Jones is buried in an unmarked grave at Oak Ridge Cemetery.
Popular attractions/Sumner Cole
“A balloon ascension was a popular attraction in the old days,” the Register recalled in one of its “Family Album” photo features in 1942.
People flocked out to the Fair Grounds, old Oak Ridge Park (Lincoln Park today – ed.), the Comet Grounds* and other “commons” of the city, to watch the inflation of the big bag, the other preparations for the flight, the appearance of the balloonist in gay sport shirt and tights, the command to cast off and the dramatic release of the balloon from terra firma on its uncertain voyage, amid the huzzas of the crowd!.

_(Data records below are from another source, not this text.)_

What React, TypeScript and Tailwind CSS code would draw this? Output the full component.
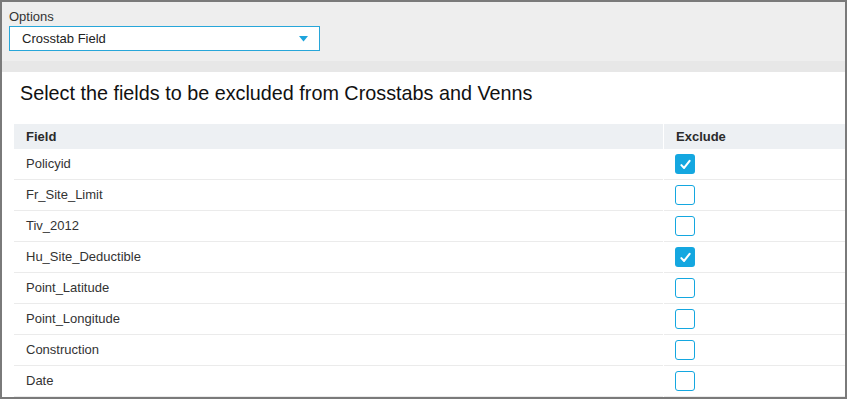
import React from 'react';

interface FieldRow {
  name: string;
  excluded: boolean;
}

const rows: FieldRow[] = [
  { name: 'Policyid', excluded: true },
  { name: 'Fr_Site_Limit', excluded: false },
  { name: 'Tiv_2012', excluded: false },
  { name: 'Hu_Site_Deductible', excluded: true },
  { name: 'Point_Latitude', excluded: false },
  { name: 'Point_Longitude', excluded: false },
  { name: 'Construction', excluded: false },
  { name: 'Date', excluded: false },
];

function Checkbox({ checked }: { checked: boolean }) {
  return checked ? (
    <div className="w-5 h-5 rounded-[3px] bg-[#14a7e0] flex items-center justify-center">
      <svg width="13" height="13" viewBox="0 0 12 12">
        <path d="M2.2 6.6 L4.7 9.2 L9.8 2.6" fill="none" stroke="white" strokeWidth="1.9" strokeLinecap="round" strokeLinejoin="round" />
      </svg>
    </div>
  ) : (
    <div className="w-5 h-5 rounded-[3px] border border-[#14a7e0] bg-white" />
  );
}

export default function App() {
  return (
    <div
      className="w-[847px] h-[399px] border-2 border-[#7a7a7a] bg-white flex flex-col overflow-hidden"
      style={{ fontFamily: '"Liberation Sans", Arial, sans-serif' }}
    >
      {/* Options panel */}
      <div className="bg-[#eeeeee] h-[59px] pl-[7px] pt-[7px]">
        <div className="text-[13px] leading-[15px] text-[#333]">Options</div>
        <div className="mt-[2px] w-[311px] h-[25px] border border-[#27a6d9] bg-white flex items-center justify-between pl-[12px] pr-[11px]">
          <span className="text-[13px] text-[#222]">Crosstab Field</span>
          <svg width="9" height="6" viewBox="0 0 9 6">
            <path d="M0 0 H9 L4.5 5.5 Z" fill="#1ea4dc" />
          </svg>
        </div>
      </div>
      <div className="bg-[#e7e7e7] h-[11px]" />

      {/* Content */}
      <div className="pl-[18px] pt-[9px]">
        <h1 className="text-[19.8px] leading-[24px] text-[#111]">
          Select the fields to be excluded from Crosstabs and Venns
        </h1>
      </div>

      <div className="ml-[12px] mt-[19px] flex flex-col text-[13px] text-[#333]">
        <div className="flex h-[25px]">
          <div className="w-[649px] bg-[#edf0f3] pl-[12px] flex items-center font-bold text-[#2b2b2b]">Field</div>
          <div className="flex-1 ml-px bg-[#edf0f3] pl-[12px] flex items-center font-bold text-[#2b2b2b]">Exclude</div>
        </div>
        {rows.map((row) => (
          <div key={row.name} className="flex h-[31px]">
            <div className="w-[649px] border-b border-[#ebebeb] pl-[12px] flex items-center">{row.name}</div>
            <div className="flex-1 ml-px border-b border-[#ebebeb] pl-[11px] flex items-center">
              <Checkbox checked={row.excluded} />
            </div>
          </div>
        ))}
      </div>
    </div>
  );
}
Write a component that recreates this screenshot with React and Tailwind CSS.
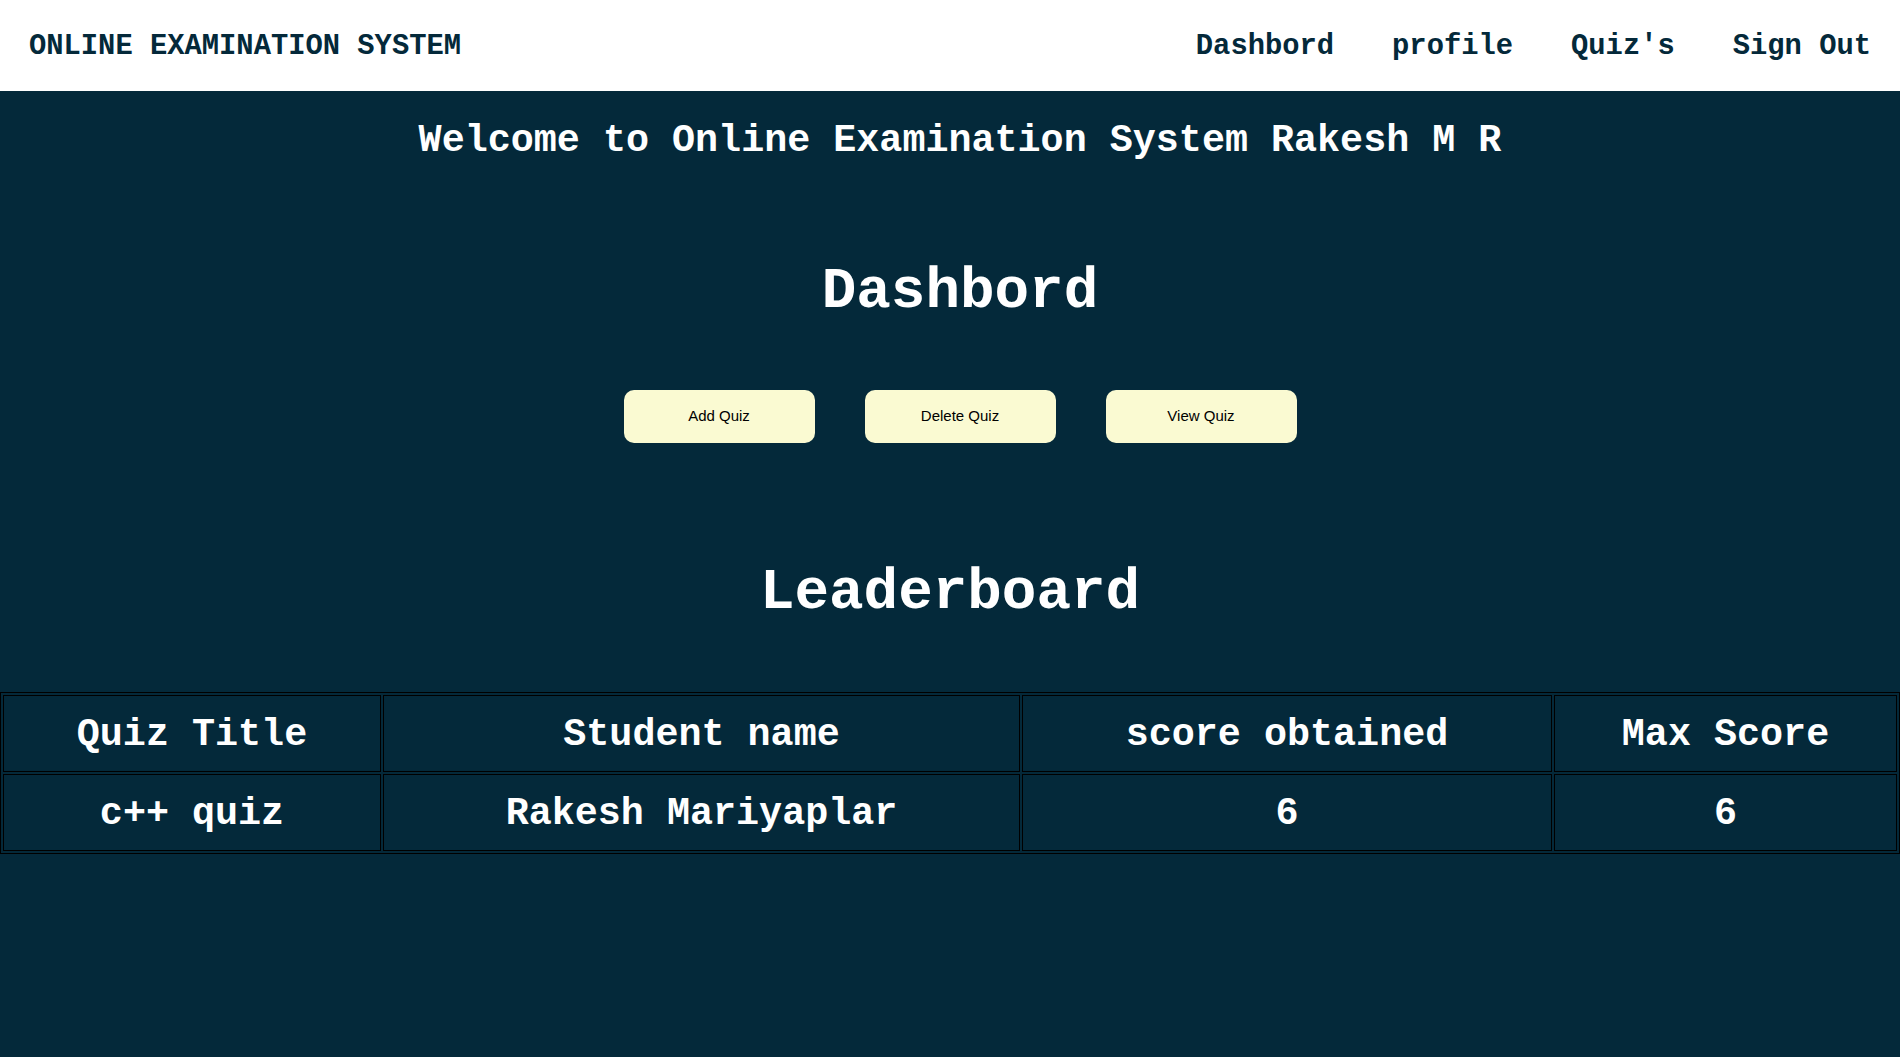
import React from 'react';

const mono = { fontFamily: '"Liberation Mono", "Courier New", monospace' };

const Navbar = () => {
  return (
    <div className="h-[91px] pt-[2px] bg-white flex items-center justify-between px-[29px] text-[#04293A] font-bold text-[28.8px]">
      <div>ONLINE EXAMINATION SYSTEM</div>
      <div className="flex gap-[58px]">
        {['Dashbord', 'profile', "Quiz's", 'Sign Out'].map((item) => (
          <a key={item} href="#" className="whitespace-pre">
            {item}
          </a>
        ))}
      </div>
    </div>
  );
};

const App = () => {
  const rows = [{ title: 'c++ quiz', name: 'Rakesh Mariyaplar', score: 6, max: 6 }];
  return (
    <div style={mono} className="min-h-screen bg-[#04293A] text-white">
      <Navbar />
      <div className="pl-5 text-center">
        <h2 className="mt-[31px] text-[38.4px] leading-[38px] font-bold whitespace-pre">
          Welcome to Online Examination System Rakesh M R
        </h2>
        <h1 className="mt-[103px] text-[57.6px] leading-[58px] font-bold">Dashbord</h1>
        <div className="mt-[69px] flex justify-center gap-[50px]">
          {['Add Quiz', 'Delete Quiz', 'View Quiz'].map((b) => (
            <button
              key={b}
              style={{ fontFamily: '"Liberation Sans", Arial, sans-serif' }}
              className="w-[191px] h-[53px] rounded-[10px] bg-[#FAFAD2] text-black text-[15px]"
            >
              {b}
            </button>
          ))}
        </div>
      </div>
      <h1 className="mt-[121px] text-center text-[57.6px] leading-[58px] font-bold">Leaderboard</h1>
      <table className="mt-[70px] w-full border border-black border-separate border-spacing-[2px] text-[38.4px] font-bold">
        <thead>
          <tr>
            <th className="w-[378px] h-[77px] pt-1 border border-black font-bold">Quiz Title</th>
            <th className="w-[637px] h-[77px] pt-1 border border-black font-bold">Student name</th>
            <th className="w-[530px] h-[77px] pt-1 border border-black font-bold">score obtained</th>
            <th className="h-[77px] pt-1 border border-black font-bold">Max Score</th>
          </tr>
        </thead>
        <tbody>
          {rows.map((r) => (
            <tr key={r.title}>
              <td className="h-[77px] pt-1 border border-black text-center">{r.title}</td>
              <td className="h-[77px] pt-1 border border-black text-center">{r.name}</td>
              <td className="h-[77px] pt-1 border border-black text-center">{r.score}</td>
              <td className="h-[77px] pt-1 border border-black text-center">{r.max}</td>
            </tr>
          ))}
        </tbody>
      </table>
    </div>
  );
};

export default App;
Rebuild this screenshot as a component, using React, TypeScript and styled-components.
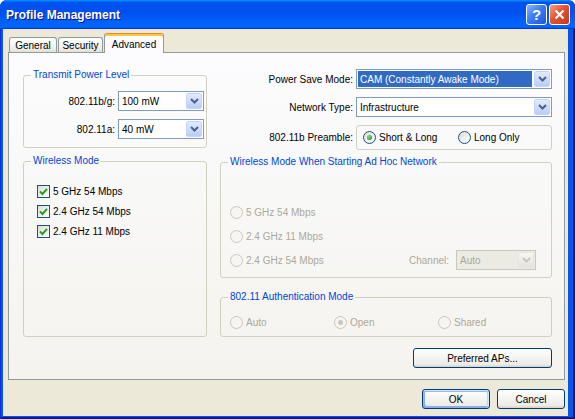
import React from 'react';
import styled, { createGlobalStyle, css } from 'styled-components';

const GlobalStyle = createGlobalStyle`
  html, body {
    margin: 0;
    padding: 0;
    background: #fff;
  }
  body {
    font-family: "Liberation Sans", Arial, sans-serif;
    font-size: 10px;
    color: #000;
  }
  * {
    box-sizing: border-box;
  }
`;

const Window = styled.div`
  width: 575px;
  height: 419px;
  display: flex;
  flex-direction: column;
  background: #0a55e3;
  border-radius: 7px 7px 0 0;
  overflow: hidden;
  box-shadow: inset 1px 0 #0831d9, inset -1px -1px #00138c, inset -2px -2px #001ea0;
`;

const TitleBar = styled.div`
  height: 29px;
  flex: none;
  display: flex;
  align-items: center;
  padding: 0 5px 0 6px;
  background: linear-gradient(
    180deg,
    #0997ff,
    #0053ee 8%,
    #0050ee 40%,
    #06f 88%,
    #06f 93%,
    #005bff 95%,
    #003dd7 96%,
    #003dd7
  );
`;

const Title = styled.span`
  flex: 1;
  color: #fff;
  font: bold 12px "Liberation Sans", Arial, sans-serif;
  text-shadow: 1px 1px #0f1089;
`;

const CaptionButtons = styled.div`
  display: flex;
  gap: 2px;
`;

const CaptionButton = styled.div<{ $kind: 'help' | 'close' }>`
  width: 21px;
  height: 21px;
  border: 1px solid #fff;
  border-radius: 3px;
  display: flex;
  align-items: center;
  justify-content: center;
  color: #fff;
  font: bold 15px "Liberation Sans", Arial, sans-serif;
  background: ${(p) =>
    p.$kind === 'close'
      ? 'linear-gradient(135deg, #f3a086, #e2532f 45%, #c7381d)'
      : 'linear-gradient(135deg, #8db4ff, #3d7cf2 45%, #1f56d6)'};
`;

const Client = styled.div`
  flex: 1;
  margin: 0 7px 3px 3px;
  background: #ece9d8;
  display: flex;
  flex-direction: column;
  padding: 4px 3px 7px 5px;
`;

const TabStrip = styled.div`
  display: flex;
  align-items: flex-end;
  height: 20px;
  padding-left: 1px;
  margin-bottom: -1px;
  position: relative;
  z-index: 1;
`;

const Tab = styled.div<{ $active?: boolean; $width: number }>`
  width: ${(p) => p.$width}px;
  display: flex;
  align-items: center;
  justify-content: center;
  border: 1px solid #919b9c;
  border-bottom: none;
  border-radius: 3px 3px 0 0;
  ${(p) =>
    p.$active
      ? css`
          height: 20px;
          padding-top: 1px;
          background: #fcfcfe;
          border-top-color: #e68b2c;
          box-shadow: inset 0 2px #ffc73c;
        `
      : css`
          height: 15px;
          margin: 0 1px 1px 0;
          background: linear-gradient(180deg, #fff, #f1f0ea 70%, #e3e0d2);
        `}
`;

const TabPanel = styled.div`
  flex: 1;
  border: 1px solid #919b9c;
  background: linear-gradient(180deg, #fcfcfe, #f4f3ee);
  display: grid;
  grid-template-columns: 184px 332px;
  grid-template-rows: auto auto;
  column-gap: 13px;
  row-gap: 11px;
  align-content: start;
  padding: 16px 12px 0 14px;
`;

const Column = styled.div`
  display: flex;
  flex-direction: column;
`;

const Group = styled.fieldset<{ $mt?: number; $grow?: boolean }>`
  margin: ${(p) => p.$mt ?? 0}px 0 0 0;
  padding: 0;
  min-width: 0;
  border: 1px solid #d0d0bf;
  border-radius: 3px;
  ${(p) => p.$grow && 'flex: 1;'}
`;

const Legend = styled.legend`
  margin-left: 7px;
  padding: 0 2px;
  line-height: 12px;
  color: #0046d5;
`;

const PowerGrid = styled.div`
  display: grid;
  grid-template-columns: 91px 86px;
  grid-auto-rows: 20px;
  column-gap: 3px;
  row-gap: 8px;
  align-items: center;
  padding: 10px 0 8px 0;
`;

const FieldLabel = styled.span`
  justify-self: end;
  white-space: nowrap;
`;

const Combo = styled.div<{ $disabled?: boolean; $width?: number }>`
  height: 20px;
  display: flex;
  ${(p) => p.$width && `width: ${p.$width}px;`}
  border: 1px solid ${(p) => (p.$disabled ? '#c9c7ba' : '#7f9db9')};
  background: ${(p) => (p.$disabled ? '#ebebe4' : '#fff')};
  color: ${(p) => (p.$disabled ? '#aca899' : '#000')};
`;

const ComboValue = styled.span<{ $selected?: boolean }>`
  flex: 1;
  display: flex;
  align-items: center;
  margin: 1px;
  padding-left: 2px;
  white-space: nowrap;
  ${(p) =>
    p.$selected &&
    css`
      background: #316ac5;
      color: #fff;
    `}
`;

const ComboArrow = styled.span<{ $disabled?: boolean }>`
  width: 16px;
  margin: 1px;
  border-radius: 2px;
  display: flex;
  align-items: center;
  justify-content: center;
  border: 1px solid ${(p) => (p.$disabled ? '#e6e6df' : '#c3d3fd')};
  background: ${(p) =>
    p.$disabled
      ? 'linear-gradient(180deg, #f7f7f3, #e4e4dd)'
      : 'linear-gradient(180deg, #e2ebfe, #b9cdf9)'};
`;

const Chevron = ({ disabled }: { disabled?: boolean }) => (
  <svg width="9" height="6" viewBox="0 0 9 6">
    <path
      d="M1 1 L4.5 4.5 L8 1"
      fill="none"
      stroke={disabled ? '#c9c7ba' : '#4d6185'}
      strokeWidth="2"
    />
  </svg>
);

const Select = ({
  value,
  selected,
  disabled,
  width,
}: {
  value: string;
  selected?: boolean;
  disabled?: boolean;
  width?: number;
}) => (
  <Combo $disabled={disabled} $width={width}>
    <ComboValue $selected={selected}>{value}</ComboValue>
    <ComboArrow $disabled={disabled}>
      <Chevron disabled={disabled} />
    </ComboArrow>
  </Combo>
);

const CheckList = styled.div`
  display: flex;
  flex-direction: column;
  gap: 4px;
  padding: 16px 0 0 13px;
`;

const Option = styled.label<{ $disabled?: boolean; $height?: number }>`
  display: flex;
  align-items: center;
  gap: 3px;
  height: ${(p) => p.$height ?? 16}px;
  white-space: nowrap;
  color: ${(p) => (p.$disabled ? '#aca899' : '#000')};
`;

const CheckBox = styled.span`
  width: 13px;
  height: 13px;
  flex: none;
  border: 1px solid #1c5180;
  background: linear-gradient(135deg, #dcdcd7, #fff);
  display: flex;
  align-items: center;
  justify-content: center;
`;

const RadioCircle = styled.span<{ $checked?: boolean; $disabled?: boolean }>`
  width: 13px;
  height: 13px;
  flex: none;
  border-radius: 50%;
  border: 1px solid ${(p) => (p.$disabled ? '#cac8bb' : '#1c5180')};
  background: ${(p) =>
    p.$disabled ? '#f6f5f1' : 'linear-gradient(135deg, #dcdcd7, #fff)'};
  display: flex;
  align-items: center;
  justify-content: center;
  &::after {
    content: '';
    display: ${(p) => (p.$checked ? 'block' : 'none')};
    width: 5px;
    height: 5px;
    border-radius: 50%;
    background: ${(p) =>
      p.$disabled ? '#cac8bb' : 'radial-gradient(circle at 35% 35%, #8adb8a, #21a121 75%)'};
  }
`;

const Check = ({ label }: { label: string }) => (
  <Option>
    <CheckBox>
      <svg width="9" height="9" viewBox="0 0 9 9">
        <path d="M1 4.5 L3.5 7 L8 1.8" fill="none" stroke="#21a121" strokeWidth="2" />
      </svg>
    </CheckBox>
    {label}
  </Option>
);

const Radio = ({
  label,
  checked,
  disabled,
  height,
}: {
  label: string;
  checked?: boolean;
  disabled?: boolean;
  height?: number;
}) => (
  <Option $disabled={disabled} $height={height}>
    <RadioCircle $checked={checked} $disabled={disabled} />
    {label}
  </Option>
);

const SettingsGrid = styled.div`
  display: grid;
  grid-template-columns: 133px 196px;
  grid-template-rows: 20px 20px 25px;
  column-gap: 3px;
  row-gap: 8px;
  align-items: center;
`;

const RadioBox = styled.div`
  height: 25px;
  border: 1px solid #d0d0bf;
  border-radius: 3px;
  display: grid;
  grid-template-columns: 95px auto;
  align-items: center;
  padding-left: 6px;
`;

const AdHocList = styled.div`
  display: flex;
  flex-direction: column;
  gap: 4px;
  padding: 34px 15px 7px 9px;
`;

const AdHocRow = styled.div`
  height: 20px;
  display: flex;
  align-items: center;
  justify-content: space-between;
`;

const ChannelField = styled.div`
  display: flex;
  align-items: center;
  gap: 7px;
  color: #aca899;
`;

const AuthRow = styled.div`
  display: grid;
  grid-template-columns: 104px 104px auto;
  align-items: center;
  padding: 12px 0 7px 9px;
`;

const PanelButtons = styled.div`
  grid-column: 2;
  display: flex;
  justify-content: flex-end;
`;

const Button = styled.button<{ $default?: boolean; $width: number }>`
  width: ${(p) => p.$width}px;
  height: 20px;
  padding: 0;
  font: 10px "Liberation Sans", Arial, sans-serif;
  color: #000;
  border: 1px solid #003c74;
  border-radius: 3px;
  background: linear-gradient(180deg, #fff, #ecebe6 86%, #d6d0c5);
  ${(p) =>
    p.$default &&
    css`
      box-shadow: inset -1px 1px #cee7ff, inset 1px 2px #98b8ea, inset -2px 2px #bcd4f6,
        inset 1px -1px #89ade4, inset 2px -2px #89ade4;
    `}
`;

const DialogButtons = styled.div`
  display: flex;
  justify-content: flex-end;
  gap: 7px;
  margin-top: 9px;
`;

export default function App() {
  return (
    <>
      <GlobalStyle />
      <Window>
        <TitleBar>
          <Title>Profile Management</Title>
          <CaptionButtons>
            <CaptionButton $kind="help">?</CaptionButton>
            <CaptionButton $kind="close">
              <svg width="11" height="11" viewBox="0 0 11 11">
                <path d="M1.5 1.5 L9.5 9.5 M9.5 1.5 L1.5 9.5" stroke="#fff" strokeWidth="2.2" />
              </svg>
            </CaptionButton>
          </CaptionButtons>
        </TitleBar>

        <Client>
          <TabStrip>
            <Tab $width={48}>General</Tab>
            <Tab $width={45}>Security</Tab>
            <Tab $width={60} $active>
              Advanced
            </Tab>
          </TabStrip>

          <TabPanel>
            <Column>
              <Group>
                <Legend>Transmit Power Level</Legend>
                <PowerGrid>
                  <FieldLabel>802.11b/g:</FieldLabel>
                  <Select value="100 mW" />
                  <FieldLabel>802.11a:</FieldLabel>
                  <Select value="40 mW" />
                </PowerGrid>
              </Group>
              <Group $mt={7} $grow>
                <Legend>Wireless Mode</Legend>
                <CheckList>
                  <Check label="5 GHz 54 Mbps" />
                  <Check label="2.4 GHz 54 Mbps" />
                  <Check label="2.4 GHz 11 Mbps" />
                </CheckList>
              </Group>
            </Column>

            <Column>
              <SettingsGrid>
                <FieldLabel>Power Save Mode:</FieldLabel>
                <Select value="CAM (Constantly Awake Mode)" selected />
                <FieldLabel>Network Type:</FieldLabel>
                <Select value="Infrastructure" />
                <FieldLabel>802.11b Preamble:</FieldLabel>
                <RadioBox>
                  <Radio label="Short & Long" checked />
                  <Radio label="Long Only" />
                </RadioBox>
              </SettingsGrid>

              <Group $mt={6}>
                <Legend>Wireless Mode When Starting Ad Hoc Network</Legend>
                <AdHocList>
                  <AdHocRow>
                    <Radio label="5 GHz 54 Mbps" disabled />
                  </AdHocRow>
                  <AdHocRow>
                    <Radio label="2.4 GHz 11 Mbps" disabled />
                  </AdHocRow>
                  <AdHocRow>
                    <Radio label="2.4 GHz 54 Mbps" disabled />
                    <ChannelField>
                      Channel:
                      <Select value="Auto" disabled width={80} />
                    </ChannelField>
                  </AdHocRow>
                </AdHocList>
              </Group>

              <Group $mt={13}>
                <Legend>802.11 Authentication Mode</Legend>
                <AuthRow>
                  <Radio label="Auto" disabled height={14} />
                  <Radio label="Open" checked disabled height={14} />
                  <Radio label="Shared" disabled height={14} />
                </AuthRow>
              </Group>
            </Column>

            <PanelButtons>
              <Button $width={139}>Preferred APs...</Button>
            </PanelButtons>
          </TabPanel>

          <DialogButtons>
            <Button $width={68} $default>
              OK
            </Button>
            <Button $width={68}>Cancel</Button>
          </DialogButtons>
        </Client>
      </Window>
    </>
  );
}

The spectators, who had been munching colored popcorn and sipping lemonade and pop purchased from vendors and near-by stands, would watch the progress of the balloon for a time, make bets on its probable course and the distance it would traverse, and then slowly disperse. …
Sunday afternoons and holidays, especially the Fourth of July, were favorite occasions for such events.
Sumner Cole (1863-1949), a Chicago & Alton watchman and part-time balloonist, put together the balloon/parachute apparatus Jones used in his fatal flight. Cole, probably Springfield’s best-known early balloon entrepreneur, also instructed other would-be aeronauts – including, according to another Register “Family Album” feature, at least three women.
“At an early age (Cole) became interested in balloons and constructed several hot air balloons from which he made exhibition parachute jumps throughout the United States and Canada,” Cole’s obituary said. “He made a number of jumps at the fairgrounds, at the local K of C barbecues and at Mildred park, now known as Bunn park. At one time he won a race between 12 hot air balloonists at Shelbyville.”
*The Comet Grounds was a baseball/football/circus field along South Grand Avenue between Fourth and Fifth streets in the late 1890s/early 1900s. Buffalo Bill Cody’s Wild West Show was among attractions that performed there.